Set all the material down again unchanged, without the pictures.

++++

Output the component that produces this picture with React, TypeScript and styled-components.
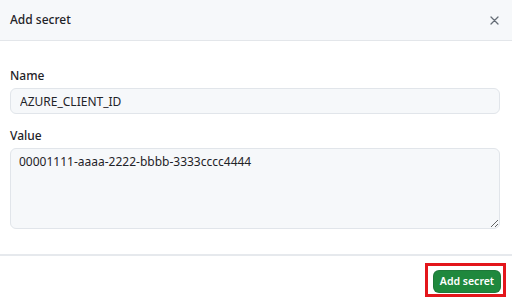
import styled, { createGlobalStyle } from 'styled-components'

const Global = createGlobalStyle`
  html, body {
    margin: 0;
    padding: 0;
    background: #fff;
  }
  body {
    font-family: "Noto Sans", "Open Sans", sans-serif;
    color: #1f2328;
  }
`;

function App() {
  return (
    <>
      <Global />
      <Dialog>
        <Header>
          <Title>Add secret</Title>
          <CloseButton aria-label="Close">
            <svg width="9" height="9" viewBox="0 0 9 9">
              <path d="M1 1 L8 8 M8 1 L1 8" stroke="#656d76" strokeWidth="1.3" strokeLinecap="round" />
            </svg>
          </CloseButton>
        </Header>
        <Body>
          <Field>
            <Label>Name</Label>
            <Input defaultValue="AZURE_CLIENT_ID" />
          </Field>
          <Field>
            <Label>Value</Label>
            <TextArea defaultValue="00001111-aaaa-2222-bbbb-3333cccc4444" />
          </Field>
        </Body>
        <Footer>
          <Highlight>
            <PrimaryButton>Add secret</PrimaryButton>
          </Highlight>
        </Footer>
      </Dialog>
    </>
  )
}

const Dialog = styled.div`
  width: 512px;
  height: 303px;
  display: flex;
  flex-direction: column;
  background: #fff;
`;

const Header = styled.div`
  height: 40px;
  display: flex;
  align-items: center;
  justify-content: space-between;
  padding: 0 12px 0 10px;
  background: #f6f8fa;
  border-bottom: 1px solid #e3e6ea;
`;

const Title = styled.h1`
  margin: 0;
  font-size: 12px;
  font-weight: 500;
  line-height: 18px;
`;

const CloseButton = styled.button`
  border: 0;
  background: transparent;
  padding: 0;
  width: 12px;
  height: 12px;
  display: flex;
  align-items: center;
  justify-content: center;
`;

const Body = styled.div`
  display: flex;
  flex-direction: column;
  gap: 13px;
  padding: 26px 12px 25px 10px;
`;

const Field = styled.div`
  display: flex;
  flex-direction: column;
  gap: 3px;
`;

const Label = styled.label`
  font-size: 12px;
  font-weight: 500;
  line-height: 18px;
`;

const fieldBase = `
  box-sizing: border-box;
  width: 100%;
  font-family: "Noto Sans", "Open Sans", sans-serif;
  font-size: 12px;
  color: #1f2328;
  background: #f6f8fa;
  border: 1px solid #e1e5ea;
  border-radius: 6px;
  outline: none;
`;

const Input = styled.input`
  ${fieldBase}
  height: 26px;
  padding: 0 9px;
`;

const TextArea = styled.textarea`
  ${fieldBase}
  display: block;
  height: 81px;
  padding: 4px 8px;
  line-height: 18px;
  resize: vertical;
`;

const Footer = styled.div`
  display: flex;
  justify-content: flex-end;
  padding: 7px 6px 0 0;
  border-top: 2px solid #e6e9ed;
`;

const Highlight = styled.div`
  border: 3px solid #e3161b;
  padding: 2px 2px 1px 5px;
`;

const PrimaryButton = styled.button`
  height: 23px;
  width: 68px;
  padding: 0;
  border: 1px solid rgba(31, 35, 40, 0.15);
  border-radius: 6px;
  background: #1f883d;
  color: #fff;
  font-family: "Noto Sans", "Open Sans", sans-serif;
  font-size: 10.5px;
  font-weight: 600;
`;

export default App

++++

**Exercise solution**
Output the component that produces this picture with React, TypeScript and styled-components.
import styled, { createGlobalStyle } from 'styled-components'

const Global = createGlobalStyle`
  html, body {
    margin: 0;
    padding: 0;
    background: #fff;
  }
  body {
    font-family: "Noto Sans", "Open Sans", sans-serif;
    color: #1f2328;
  }
`;

function App() {
  return (
    <>
      <Global />
      <Dialog>
        <Header>
          <Title>Add secret</Title>
          <CloseButton aria-label="Close">
            <svg width="9" height="9" viewBox="0 0 9 9">
              <path d="M1 1 L8 8 M8 1 L1 8" stroke="#656d76" strokeWidth="1.3" strokeLinecap="round" />
            </svg>
          </CloseButton>
        </Header>
        <Body>
          <Field>
            <Label>Name</Label>
            <Input defaultValue="AZURE_CLIENT_ID" />
          </Field>
          <Field>
            <Label>Value</Label>
            <TextArea defaultValue="00001111-aaaa-2222-bbbb-3333cccc4444" />
          </Field>
        </Body>
        <Footer>
          <Highlight>
            <PrimaryButton>Add secret</PrimaryButton>
          </Highlight>
        </Footer>
      </Dialog>
    </>
  )
}

const Dialog = styled.div`
  width: 512px;
  height: 303px;
  display: flex;
  flex-direction: column;
  background: #fff;
`;

const Header = styled.div`
  height: 40px;
  display: flex;
  align-items: center;
  justify-content: space-between;
  padding: 0 12px 0 10px;
  background: #f6f8fa;
  border-bottom: 1px solid #e3e6ea;
`;

const Title = styled.h1`
  margin: 0;
  font-size: 12px;
  font-weight: 500;
  line-height: 18px;
`;

const CloseButton = styled.button`
  border: 0;
  background: transparent;
  padding: 0;
  width: 12px;
  height: 12px;
  display: flex;
  align-items: center;
  justify-content: center;
`;

const Body = styled.div`
  display: flex;
  flex-direction: column;
  gap: 13px;
  padding: 26px 12px 25px 10px;
`;

const Field = styled.div`
  display: flex;
  flex-direction: column;
  gap: 3px;
`;

const Label = styled.label`
  font-size: 12px;
  font-weight: 500;
  line-height: 18px;
`;

const fieldBase = `
  box-sizing: border-box;
  width: 100%;
  font-family: "Noto Sans", "Open Sans", sans-serif;
  font-size: 12px;
  color: #1f2328;
  background: #f6f8fa;
  border: 1px solid #e1e5ea;
  border-radius: 6px;
  outline: none;
`;

const Input = styled.input`
  ${fieldBase}
  height: 26px;
  padding: 0 9px;
`;

const TextArea = styled.textarea`
  ${fieldBase}
  display: block;
  height: 81px;
  padding: 4px 8px;
  line-height: 18px;
  resize: vertical;
`;

const Footer = styled.div`
  display: flex;
  justify-content: flex-end;
  padding: 7px 6px 0 0;
  border-top: 2px solid #e6e9ed;
`;

const Highlight = styled.div`
  border: 3px solid #e3161b;
  padding: 2px 2px 1px 5px;
`;

const PrimaryButton = styled.button`
  height: 23px;
  width: 68px;
  padding: 0;
  border: 1px solid rgba(31, 35, 40, 0.15);
  border-radius: 6px;
  background: #1f883d;
  color: #fff;
  font-family: "Noto Sans", "Open Sans", sans-serif;
  font-size: 10.5px;
  font-weight: 600;
`;

export default App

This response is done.